The Organisation of Petroleum Exporting Countries (OPEC) announced on Thursday that it would be restricting the amount of oil it supplies to the world, in an effort to boost prices.
Brent Crude, which is the international standard as it accounts for 65 per cent of globally traded oil, rose by 18 cents as a result of OPEC's announcement, to $27.05 per barrel in London yesterday.
To date this year, the cost of a barrel of Brent has increased by 36 per cent. OPEC's decision is the latest in a long line of events that have contributed to this rise. Geopolitical tensions in the Middle East, allied to fear of war in Iraq, strikes by oil workers in Venezuela, the threat of terrorism, and a deterioration in the relationship between Saudi Arabia and the West have all contributed to the dramatic rise in oil prices in 2002.
OPEC's decision came about because nine of the 10 members of the cartel cheated and exceeded their agreed production quotas in November.
It is estimated that OPEC members produced 24.5 million barrels per day (bpd) in November, roughly one-third of global demand. But OPEC was only supposed to produce 21.7 million bpd in November.
So in an effort to ensure that prices do not collapse when the peak-demand winter season ends, OPEC yesterday agreed a new, higher and more realistic production target of 23 million bpd, effectively cutting production by 1.7 million bpd.
This cut, scheduled to come into effect on January 1st, predictably caused oil to rise.
Ongoing strikes in Venezuela, the fourth-largest exporter of oil to the US, have also forced the temporary closure of some refineries. Oil industry workers are demanding the resignation of Venezuelan President Hugo Chavez and, until industrial unrest is resolved, Venezuelan supplies of oil to the US will be disrupted, and prices will be kept artificially high.

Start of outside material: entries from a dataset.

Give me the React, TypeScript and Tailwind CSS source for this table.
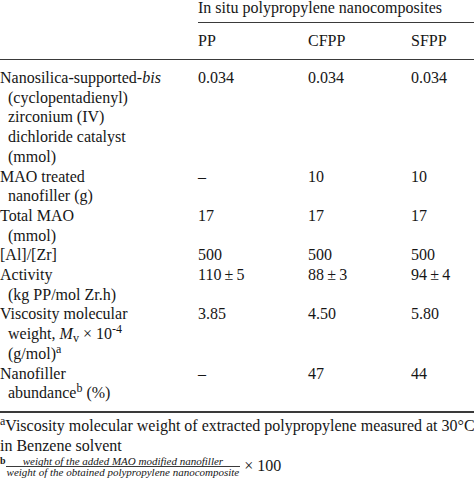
import type { ReactNode } from "react";

type Row = {
  label: ReactNode[];
  values: ReactNode[];
};

const rows: Row[] = [
  {
    label: [
      <>
        Nanosilica-supported-<i>bis</i>
      </>,
      "(cyclopentadienyl)",
      "zirconium (IV)",
      "dichloride catalyst",
      "(mmol)",
    ],
    values: ["0.034", "0.034", "0.034"],
  },
  {
    label: ["MAO treated", "nanofiller (g)"],
    values: ["–", "10", "10"],
  },
  {
    label: ["Total MAO", "(mmol)"],
    values: ["17", "17", "17"],
  },
  {
    label: ["[Al]/[Zr]"],
    values: ["500", "500", "500"],
  },
  {
    label: ["Activity", "(kg PP/mol Zr.h)"],
    values: ["110\u2009±\u20095", "88\u2009±\u20093", "94\u2009±\u20094"],
  },
  {
    label: [
      "Viscosity molecular",
      <>
        weight, <i>M</i>
        <sub>v</sub> × 10<sup>-4</sup>
      </>,
      <>
        (g/mol)<sup>a</sup>
      </>,
    ],
    values: ["3.85", "4.50", "5.80"],
  },
  {
    label: [
      "Nanofiller",
      <>
        abundance<sup>b</sup> (%)
      </>,
    ],
    values: ["–", "47", "44"],
  },
];

const cols = "grid grid-cols-[198px_110px_103px_1fr]";

const App = () => {
  return (
    <div className="w-[474px] h-[478px] overflow-hidden bg-white text-[#161616] text-[16px] leading-[19.7px] font-['Liberation_Serif','Times_New_Roman',serif]">
      {/* header */}
      <div className={cols}>
        <div />
        <div className="col-span-3 -mt-[2px] pb-[4px] border-b border-[#3a3a3a] leading-[20px]">
          In situ polypropylene nanocomposites
        </div>
      </div>
      <div className={`${cols} border-b border-[#3a3a3a] pt-[8px] pb-[8px] leading-[20px]`}>
        <div />
        <div>PP</div>
        <div>CFPP</div>
        <div>SFPP</div>
      </div>

      {/* body */}
      <div className="pt-[8px] pb-[8px] border-b-2 border-[#3a3a3a]">
        {rows.map((row, i) => (
          <div key={i} className={cols}>
            <div>
              {row.label.map((line, j) => (
                <div key={j} className={`whitespace-nowrap ${j > 0 ? "pl-[8px]" : ""}`}>
                  {line}
                </div>
              ))}
            </div>
            {row.values.map((v, j) => (
              <div key={j} className="whitespace-nowrap">
                {v}
              </div>
            ))}
          </div>
        ))}
      </div>

      {/* footnotes */}
      <div className="pt-[3px] leading-[20px] whitespace-nowrap">
        <div>
          <sup>a</sup>Viscosity molecular weight of extracted polypropylene measured at 30°C
        </div>
        <div>in Benzene solvent</div>
        <div className="flex items-center">
          <span className="self-start text-[10px] leading-[9px] font-bold">b</span>
          <span className="flex flex-col items-center italic text-[11px] leading-[10px]">
            <span className="px-[2px]">weight of the added MAO modified nanofiller</span>
            <span className="border-t border-[#3a3a3a] px-[1px]">
              weight of the obtained polypropylene nanocomposite
            </span>
          </span>
          <span className="ml-[4px] leading-[18px]">× 100</span>
        </div>
      </div>
    </div>
  );
};

export default App;
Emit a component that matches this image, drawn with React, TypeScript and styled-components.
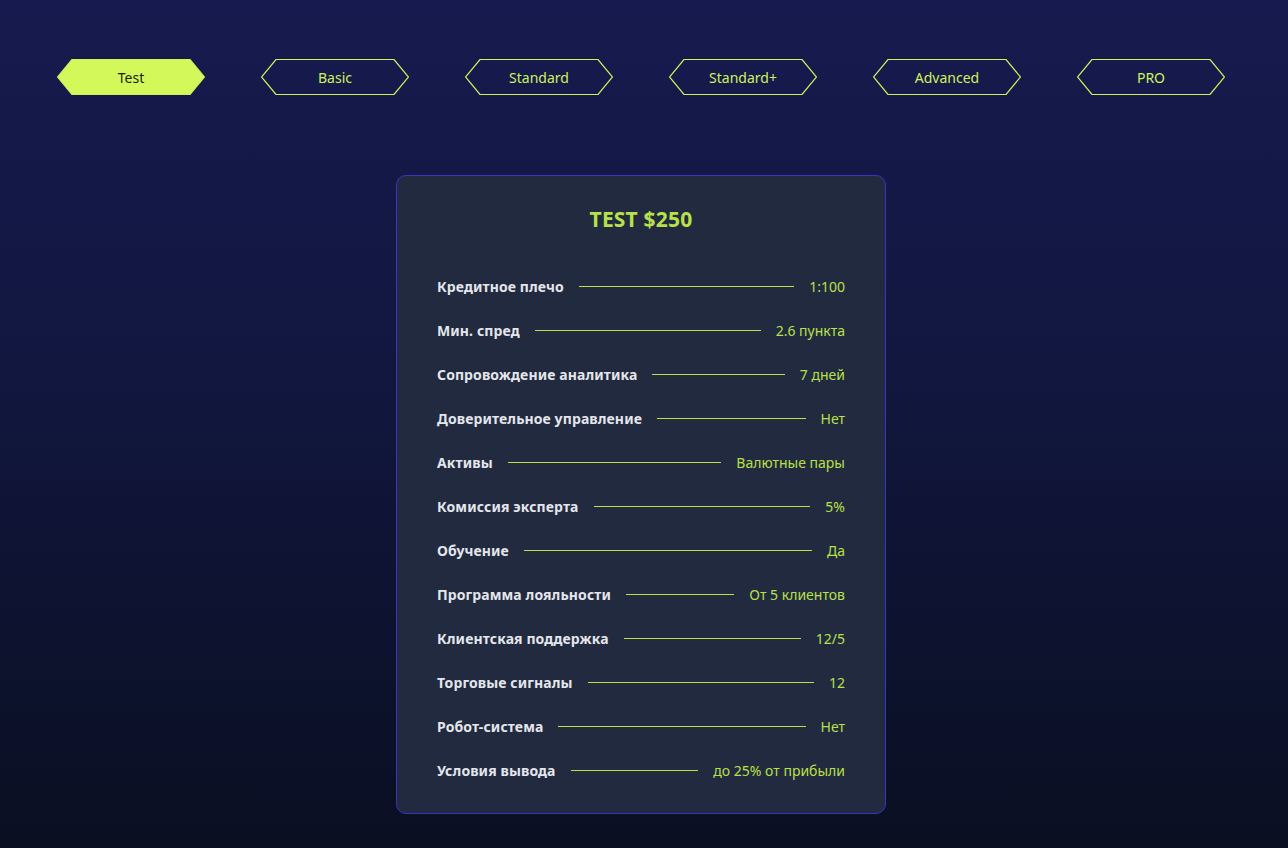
import { useState } from "react";
import styled, { createGlobalStyle } from "styled-components";

type Plan = {
  name: string;
  title: string;
  rows: [string, string][];
};

const rowsTest: [string, string][] = [
  ["Кредитное плечо", "1:100"],
  ["Мин. спред", "2.6 пункта"],
  ["Сопровождение аналитика", "7 дней"],
  ["Доверительное управление", "Нет"],
  ["Активы", "Валютные пары"],
  ["Комиссия эксперта", "5%"],
  ["Обучение", "Да"],
  ["Программа лояльности", "От 5 клиентов"],
  ["Клиентская поддержка", "12/5"],
  ["Торговые сигналы", "12"],
  ["Робот-система", "Нет"],
  ["Условия вывода", "до 25% от прибыли"],
];

const plans: Plan[] = [
  { name: "Test", title: "TEST $250", rows: rowsTest },
  { name: "Basic", title: "BASIC", rows: rowsTest },
  { name: "Standard", title: "STANDARD", rows: rowsTest },
  { name: "Standard+", title: "STANDARD+", rows: rowsTest },
  { name: "Advanced", title: "ADVANCED", rows: rowsTest },
  { name: "PRO", title: "PRO", rows: rowsTest },
];

const GlobalStyle = createGlobalStyle`
  html, body {
    margin: 0;
    padding: 0;
  }
  body {
    font-family: "Noto Sans", "Open Sans", sans-serif;
    background: #0a0f22;
  }
`;

export default function App() {
  const [active, setActive] = useState(0);
  const plan = plans[active];

  return (
    <Page>
      <GlobalStyle />
      <Tabs>
        {plans.map((p, i) => (
          <Tab key={p.name} $active={i === active} onClick={() => setActive(i)}>
            <TabShape viewBox="0 0 148 36" preserveAspectRatio="none">
              <polygon points="15,0.5 133,0.5 147.5,18 133,35.5 15,35.5 0.5,18" />
            </TabShape>
            <TabLabel>{p.name}</TabLabel>
          </Tab>
        ))}
      </Tabs>

      <Card>
        <Title>{plan.title}</Title>
        <List>
          {plan.rows.map(([label, value]) => (
            <Row key={label}>
              <Label>{label}</Label>
              <Line />
              <Value>{value}</Value>
            </Row>
          ))}
        </List>
      </Card>
    </Page>
  );
}

const Page = styled.div`
  min-height: 848px;
  box-sizing: border-box;
  padding: 59px 6px 0 0;
  background: linear-gradient(180deg, #171a4e 0%, #121741 40%, #0a0f22 100%);
  display: flex;
  flex-direction: column;
  align-items: center;
`;

const Tabs = styled.div`
  display: flex;
  gap: 56px;
`;

const Tab = styled.button<{ $active: boolean }>`
  position: relative;
  width: 148px;
  height: 36px;
  padding: 0;
  border: none;
  background: none;
  cursor: pointer;
  display: flex;
  align-items: center;
  justify-content: center;
  color: ${(p) => (p.$active ? "#1b1d1a" : "#cdf25a")};

  svg polygon {
    fill: ${(p) => (p.$active ? "#d3f85a" : "transparent")};
    stroke: #cdf25a;
    stroke-width: 1.2;
  }
`;

const TabShape = styled.svg`
  position: absolute;
  inset: 0;
  width: 100%;
  height: 100%;
`;

const TabLabel = styled.span`
  position: relative;
  font-family: "Noto Sans", sans-serif;
  font-size: 14px;
  font-weight: 400;
`;

const Card = styled.div`
  margin-top: 80px;
  width: 490px;
  box-sizing: border-box;
  border: 1px solid #3a33c4;
  border-radius: 10px;
  background: #212a3e;
  padding: 29px 40px 32px;
`;

const Title = styled.h2`
  margin: 0;
  text-align: center;
  font-size: 21px;
  font-weight: 700;
  letter-spacing: 0.2px;
  color: #b8e04a;
  line-height: 28px;
`;

const List = styled.div`
  margin-top: 43px;
  display: flex;
  flex-direction: column;
  gap: 23px;
`;

const Row = styled.div`
  display: flex;
  align-items: center;
  height: 21px;
`;

const Label = styled.span`
  font-size: 14px;
  font-weight: 700;
  letter-spacing: 0.1px;
  color: #e4e6ec;
  white-space: nowrap;
`;

const Line = styled.span`
  flex: 1;
  height: 0;
  border-top: 1px solid #b8e04a;
  margin: 0 15px;
`;

const Value = styled.span`
  font-size: 14px;
  color: #b8e04a;
  white-space: nowrap;
`;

Partially because of the Venezuelan strikes, US fuel reserves (including gasoline and home heating oil stocks) are currently 6 per cent lower than a year ago.
However, while these facts explain why oil has risen so sharply year-to-date, they don't tell us where oil is set to trade over the next year. So what factors will dictate the price we pay at the pumps, or for home heating, in 2003?
Those who fear the cost of oil is set to trade higher worry that prolonged war will see Iraq destroy its oil reserves as it retreats. And they are concerned that relations between the Middle East and the West might deteriorate as a result of the war, which could theoretically see supplies from key producers such as Saudi Arabia reduced. While these fears are not unwarranted, they are very much the worst-case scenario.
In fact, OPEC's output reductions are an attempt by the cartel to reassert its credibility, because the cartel no longer commands the dominance it held in the 1970s. Countries that are not members of OPEC are increasingly supplying the market in defiance of the cartel - countries such as Russia. As production technology improves in these countries, they will help bring oil prices down going forward, irrespective of OPEC's targets.
Assuming war in Iraq is swift and successful, it's likely that Iraq's oil fields will fall under US control. This should further reduce oil prices. And in an effort to reduce their reliance on external suppliers, America, much to the consternation of the environmental lobby, has stepped up its production of oil in Alaska. Both these factors should help prices fall.
So in the short term, with the outbreak of war expected next year and ongoing South American strikes, oil prices will trade higher, perhaps spiking as high as $40 as they did during the first Gulf War.
However, as happened a decade ago, prices are expected to fall sharply after the war. And if Iraqi oil falls under western control as a result of this campaign, cheaper oil prices should be here for the foreseeable future. Until the next budget, at least.